Nôtre Dame de Fourvière (7am-7pm daily, free) is a riot of gilt and mosaic inside. Built by public subscription – and still maintained entirely by public donations – it is a much-loved landmark. It stands on the site of a Roman temple. Alongside it are two interconnecting chapels, dating from the 12th century: one to the Virgin Mary and the other, intriguingly, to St Thomas of Canterbury. For centuries, both chapels were popular pilgrimage sites.
Out to brunch
Make that an early lunch. Restaurant de Fourvière, next to the church at 9 place de Fourvière (00 33 4 78 25 21 15; latassee.fr ), opens at 12.15pm on Sunday. Its terrace offers stunning views and is particularly atmospheric when the church bells are ringing. The menu features Lyon favourites such as duck casserole (€18) and andouillette – a local speciality of tripe sausage (€16).
A walk in the park
From Nôtre Dame de Fourvière (19), walk downhill along Rue du Juge de Paix and turn left into Rue Cleberg to reach the most remarkable site in Lyon: two Roman theatres set side by side in what is now an archaeological park (20) (daily 7am-9pm; admission free). They were discovered only in 1933 in the grounds of what was then a convent. The larger of the structures seated 10,000 people and still contains an ornate VIP area; the smaller theatre was for musical performances for audiences of about 3,000.

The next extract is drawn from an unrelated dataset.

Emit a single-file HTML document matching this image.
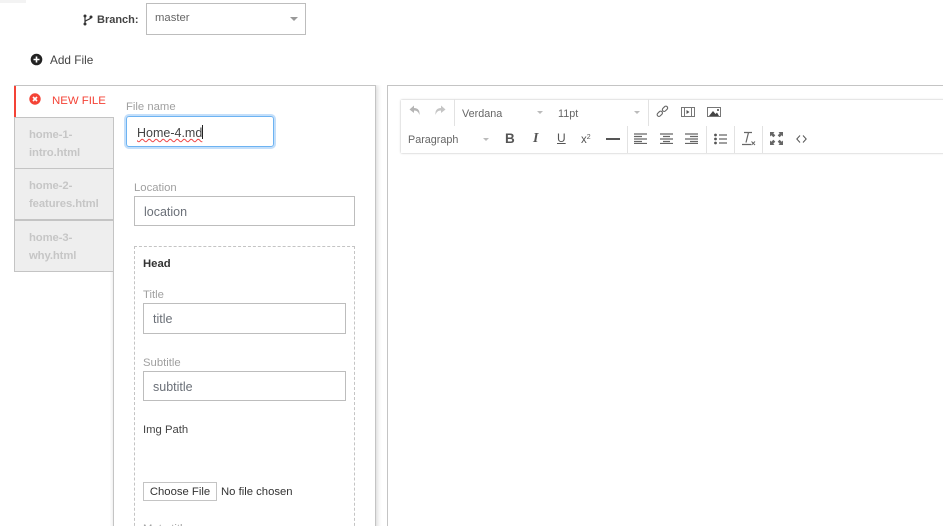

For an absorbing insight into Lyon's Roman past visit the adjacent Musée Gallo Romain (00 33 4 72 38 49 30; musees-gallo-romains.com ; 10am-6pm daily except Mondays; €4).
The icing on the cake
The spectacular murals of Lyon are testimony to the city's modern verve and creativity. They were devised in the 1970s to rejuvenate the city and challenge the sombre, industrial reputation it had acquired. Today there are more than 60 huge murals across Lyon. Head to Presqu'ile to see some of the best: Fresque des Lyonnais (21) on the corner of Rue de la Martinière and Quai St Vincent is a massive trompe l'oeil painting showing a host of city celebrities (Paul Bocuse and architect Tony Garnier among them); Bibliothèque de la Cité (22) on the corner of Rue de la Platière and Quai de la Pêcherie shows a wonderful library of books by Rhône-Alps writers.